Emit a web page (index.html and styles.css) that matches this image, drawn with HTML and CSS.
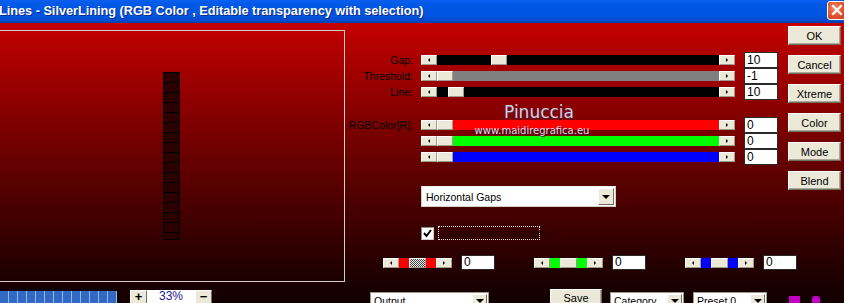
FILE: index.html
```html
<!DOCTYPE html>
<html lang="en">
<head>
    <meta charset="UTF-8">
    <title>Lines - SilverLining</title>
    <link rel="stylesheet" href="styles.css">
</head>
<body>
<div class="window">
    <div class="titlebar">
        <span class="title">Lines - SilverLining (RGB Color , Editable transparency with selection)</span>
        <span class="close">
            <svg width="12" height="12" viewBox="0 0 12 12"><path d="M2 2 L10 10 M10 2 L2 10" stroke="#fff" stroke-width="2.2" stroke-linecap="square"/></svg>
        </span>
    </div>

    <div class="client">
        <div class="main">
            <div class="preview">
                <div class="ladder"></div>
            </div>

            <div class="controls">
                <div class="row">
                    <span class="lbl">Gap:</span>
                    <div class="slider">
                        <span class="arrow left"></span>
                        <span class="track black"><span class="thumb" style="margin-left: 54px"></span></span>
                        <span class="arrow right"></span>
                    </div>
                    <span class="value">10</span>
                </div>
                <div class="row">
                    <span class="lbl">Threshold:</span>
                    <div class="slider">
                        <span class="arrow left"></span>
                        <span class="track gray"><span class="thumb"></span></span>
                        <span class="arrow right"></span>
                    </div>
                    <span class="value">-1</span>
                </div>
                <div class="row">
                    <span class="lbl">Line:</span>
                    <div class="slider">
                        <span class="arrow left"></span>
                        <span class="track black"><span class="thumb" style="margin-left: 11px"></span></span>
                        <span class="arrow right"></span>
                    </div>
                    <span class="value">10</span>
                </div>

                <div class="rgb">
                    <div class="row">
                        <span class="lbl">RGBColor[R]:</span>
                        <div class="slider">
                            <span class="arrow left"></span>
                            <span class="track red"><span class="thumb"></span></span>
                            <span class="arrow right"></span>
                        </div>
                        <span class="value">0</span>
                    </div>
                    <div class="row">
                        <span class="lbl"></span>
                        <div class="slider">
                            <span class="arrow left"></span>
                            <span class="track green"><span class="thumb"></span></span>
                            <span class="arrow right"></span>
                        </div>
                        <span class="value">0</span>
                    </div>
                    <div class="row">
                        <span class="lbl"></span>
                        <div class="slider">
                            <span class="arrow left"></span>
                            <span class="track blue"><span class="thumb"></span></span>
                            <span class="arrow right"></span>
                        </div>
                        <span class="value">0</span>
                    </div>
                    <div class="watermark">
                        <div class="wm-name">Pinuccia</div>
                        <div class="wm-url">www.maidiregrafica.eu</div>
                    </div>
                </div>

                <div class="combo">
                    <span class="combo-text">Horizontal Gaps</span>
                    <span class="drop"></span>
                </div>

                <div class="check">
                    <span class="box">
                        <svg width="11" height="11" viewBox="0 0 11 11"><path d="M2 5 L4.5 8 L9 2" fill="none" stroke="#000" stroke-width="2"/></svg>
                    </span>
                    <span class="check-label">Create lines, not gaps</span>
                </div>

                <div class="minis">
                    <div class="mini">
                        <span class="arrow left"></span>
                        <span class="chip red"></span>
                        <span class="mthumb dither"></span>
                        <span class="chip red"></span>
                        <span class="arrow right"></span>
                    </div>
                    <span class="value">0</span>
                    <div class="mini">
                        <span class="arrow left"></span>
                        <span class="chip green"></span>
                        <span class="mthumb"></span>
                        <span class="chip green"></span>
                        <span class="arrow right"></span>
                    </div>
                    <span class="value">0</span>
                    <div class="mini">
                        <span class="arrow left"></span>
                        <span class="chip blue"></span>
                        <span class="mthumb"></span>
                        <span class="chip blue"></span>
                        <span class="arrow right"></span>
                    </div>
                    <span class="value">0</span>
                </div>
            </div>

            <div class="buttons">
                <button>OK</button>
                <button>Cancel</button>
                <button>Xtreme</button>
                <button>Color</button>
                <button>Mode</button>
                <button>Blend</button>
            </div>
        </div>

        <div class="footer">
            <div class="progress"></div>
            <span class="zbtn plus">+</span>
            <span class="zoom">33%</span>
            <span class="zbtn">&minus;</span>
            <div class="combo small output"><span class="combo-text">Output</span><span class="drop"></span></div>
            <button class="save">Save</button>
            <div class="combo small category"><span class="combo-text">Category</span><span class="drop"></span></div>
            <div class="combo small preset"><span class="combo-text">Preset 0</span><span class="drop"></span></div>
            <span class="logo"><span class="sq"></span><span class="dot"></span></span>
        </div>
    </div>
</div>
</body>
</html>
```

FILE: styles.css
```css
body {
    margin: 0;
    padding: 0;
    font-family: "Liberation Sans", Arial, sans-serif;
    background-color: #100000;
}

.window {
    width: 844px;
    height: 303px;
    overflow: hidden;
}

/* title bar */
.titlebar {
    height: 23px;
    display: flex;
    align-items: center;
    justify-content: space-between;
    background: linear-gradient(#0a5ff0, #0058e6 20%, #0054e0 70%, #0049c8 92%, #003ca8);
}

.title {
    color: #fff;
    font-weight: bold;
    font-size: 12.7px;
    margin-left: -1px;
    margin-top: -2px;
    text-shadow: 1px 1px 0 #0a2a8a;
    white-space: nowrap;
}

.close {
    width: 19px;
    height: 19px;
    margin-top: -3px;
    margin-right: -2px;
    box-sizing: border-box;
    border: 1px solid #fff;
    border-radius: 3px;
    background: radial-gradient(circle at 40% 35%, #f08a6a, #e0532f 55%, #c83a18);
    display: flex;
    align-items: center;
    justify-content: center;
}

/* client area */
.client {
    height: 280px;
    background: linear-gradient(#c40000, #8a0000 30%, #4a0000 65%, #1e0000 90%, #120000);
}

.main {
    height: 266px;
    display: flex;
}

.preview {
    width: 344px;
    height: 250px;
    margin-top: 7px;
    border: 1px solid #d4d0c8;
    border-left: none;
    flex-shrink: 0;
}

.ladder {
    width: 15px;
    height: 166px;
    margin-left: 163px;
    margin-top: 41px;
    border: 1px solid #000;
    background-color: #2a0000;
    background-image: repeating-linear-gradient(#2a0000 0 9px, #000 9px 10px);
}

/* sliders */
.controls {
    width: 433px;
    padding-top: 29px;
    flex-shrink: 0;
    position: relative;
}

.row {
    display: flex;
    align-items: center;
    height: 16px;
}

.lbl {
    width: 68px;
    margin-right: 8px;
    text-align: right;
    font-size: 10.5px;
    color: #000;
    white-space: nowrap;
}

.slider {
    width: 314px;
    height: 10px;
    display: flex;
    margin-right: 9px;
}

.arrow {
    width: 16px;
    height: 10px;
    box-sizing: border-box;
    background-color: #ece9d8;
    border-top: 1px solid #fff;
    border-left: 1px solid #fff;
    border-right: 1px solid #9d9a8c;
    border-bottom: 1px solid #9d9a8c;
    display: flex;
    align-items: center;
    justify-content: center;
    flex-shrink: 0;
}

.arrow::after {
    content: '';
    width: 0;
    height: 0;
    border-top: 2px solid transparent;
    border-bottom: 2px solid transparent;
}

.arrow.left::after {
    border-right: 2px solid #000;
}

.arrow.right::after {
    border-left: 2px solid #000;
}

.track {
    flex: 1;
    display: flex;
}

.thumb {
    width: 16px;
    height: 10px;
    box-sizing: border-box;
    background-color: #ece9d8;
    border-top: 1px solid #fff;
    border-left: 1px solid #fff;
    border-right: 1px solid #9d9a8c;
    border-bottom: 1px solid #9d9a8c;
}

.black { background-color: #000; }
.gray { background-color: #808080; }
.red { background-color: #ff0000; }
.green { background-color: #00ff00; }
.blue { background-color: #0000ff; }

.value {
    width: 34px;
    height: 16px;
    box-sizing: border-box;
    background-color: #fff;
    border: 1px solid #2a2a2a;
    font-size: 12px;
    line-height: 14px;
    padding-left: 2px;
    color: #000;
    flex-shrink: 0;
}

.rgb {
    margin-top: 17px;
    position: relative;
}

.watermark {
    position: absolute;
    left: 127px;
    top: -14px;
    text-align: center;
    width: 120px;
    pointer-events: none;
}

.wm-name {
    font-family: "DejaVu Sans", Verdana, sans-serif;
    font-size: 17px;
    color: #cfcfe8;
    text-shadow: 1px 1px 0 #5a2030;
    line-height: 19px;
    margin-left: 14px;
}

.wm-url {
    font-family: "DejaVu Sans", Verdana, sans-serif;
    font-size: 10px;
    color: #d8d8ec;
    text-shadow: 1px 1px 0 #3a1020;
    line-height: 12px;
    margin-top: 3px;
    white-space: nowrap;
}

/* dropdown */
.combo {
    width: 195px;
    height: 21px;
    box-sizing: border-box;
    margin-top: 21px;
    margin-left: 76px;
    background-color: #fff;
    border: 1px solid #d4d0c8;
    border-top-color: #f0f0f0;
    display: flex;
    align-items: center;
    justify-content: space-between;
    padding: 0 1px 0 4px;
}

.combo-text {
    font-size: 10.5px;
    color: #000;
    white-space: nowrap;
}

.drop {
    width: 16px;
    height: 17px;
    box-sizing: border-box;
    background-color: #ece9d8;
    border-top: 1px solid #fff;
    border-left: 1px solid #fff;
    border-right: 1px solid #716f64;
    border-bottom: 1px solid #716f64;
    display: flex;
    align-items: center;
    justify-content: center;
}

.drop::after {
    content: '';
    border-left: 4px solid transparent;
    border-right: 4px solid transparent;
    border-top: 4px solid #000;
}

/* checkbox */
.check {
    display: flex;
    align-items: center;
    margin-top: 19px;
    margin-left: 76px;
    height: 14px;
}

.box {
    width: 13px;
    height: 13px;
    box-sizing: border-box;
    background-color: #fff;
    border: 1px solid #8a8a8a;
    border-right-color: #d4d0c8;
    border-bottom-color: #d4d0c8;
    display: flex;
    align-items: center;
    justify-content: center;
    margin-right: 4px;
}

.check-label {
    font-size: 11px;
    color: #220000;
    border: 1px dotted #e8e8e8;
    padding: 0 2px;
    height: 14px;
    line-height: 13px;
    box-sizing: border-box;
    width: 102px;
    white-space: nowrap;
}

/* small colour sliders */
.minis {
    display: flex;
    align-items: center;
    margin-top: 15px;
    margin-left: 38px;
    height: 15px;
    width: 420px;
}

.mini {
    display: flex;
    height: 10px;
    margin-right: 9px;
    flex-shrink: 0;
}

.minis .value {
    margin-right: 39px;
    height: 15px;
    line-height: 13px;
}

.chip {
    width: 10px;
    height: 10px;
}

.mthumb {
    width: 17px;
    height: 10px;
    box-sizing: border-box;
    background-color: #ece9d8;
    border-top: 1px solid #fff;
    border-left: 1px solid #fff;
    border-right: 1px solid #9d9a8c;
    border-bottom: 1px solid #9d9a8c;
}

.mthumb.dither {
    background-image: repeating-conic-gradient(#444 0 25%, #eee 0 50%);
    background-size: 2px 2px;
}

/* right-hand buttons */
.buttons {
    margin-left: 10px;
    margin-top: 3px;
    display: flex;
    flex-direction: column;
    gap: 10px;
}

button {
    width: 53px;
    height: 19px;
    padding: 0;
    font-family: "Liberation Sans", Arial, sans-serif;
    font-size: 11px;
    color: #000;
    background-color: #ece9d8;
    border: 1px solid #fff;
    border-right-color: #716f64;
    border-bottom-color: #716f64;
    box-shadow: inset -1px -1px 0 #aca899;
}

/* footer */
.footer {
    display: flex;
    align-items: flex-start;
    margin-top: 0;
    height: 14px;
}

.progress {
    width: 117px;
    height: 12px;
    margin-top: 2px;
    background-image: repeating-linear-gradient(90deg, #316ac5 0 8px, #9bb6e2 8px 9px);
}

.zbtn {
    width: 17px;
    height: 14px;
    box-sizing: border-box;
    margin-top: 1px;
    background-color: #ece9d8;
    border: 1px solid #fff;
    border-right-color: #716f64;
    font-size: 13px;
    font-weight: bold;
    line-height: 12px;
    text-align: center;
    color: #000;
}

.zbtn.plus {
    margin-left: 13px;
}

.zoom {
    width: 48px;
    height: 14px;
    margin-top: 1px;
    background-color: #fff;
    color: #1a1a8c;
    font-size: 12px;
    text-align: center;
    line-height: 13px;
}

.combo.small {
    height: 18px;
    margin-top: 3px;
    padding-left: 3px;
    border: 1px solid #9d9a8c;
}

.combo.small .drop {
    height: 15px;
    width: 15px;
}

.output {
    width: 119px;
    margin-left: 158px;
}

.save {
    margin-left: 61px;
    margin-top: 0;
    width: 52px;
    height: 18px;
}

.category {
    width: 74px;
    margin-left: 8px;
}

.preset {
    width: 74px;
    margin-left: 9px;
}

.logo {
    display: flex;
    margin-left: 22px;
    margin-top: 7px;
}

.logo .sq {
    width: 11px;
    height: 8px;
    background-color: #c400c4;
}

.logo .dot {
    width: 8px;
    height: 8px;
    margin-left: 12px;
    border-radius: 3px 3px 0 0;
    background-color: #c400c4;
}
```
::::::
Exercise details - Scan the material above. Return every line containing the string "image".

Solution to this task -
Emit a web page (index.html and styles.css) that matches this image, drawn with HTML and CSS.
    background-image: repeating-linear-gradient(#2a0000 0 9px, #000 9px 10px);
    background-image: repeating-conic-gradient(#444 0 25%, #eee 0 50%);
    background-image: repeating-linear-gradient(90deg, #316ac5 0 8px, #9bb6e2 8px 9px);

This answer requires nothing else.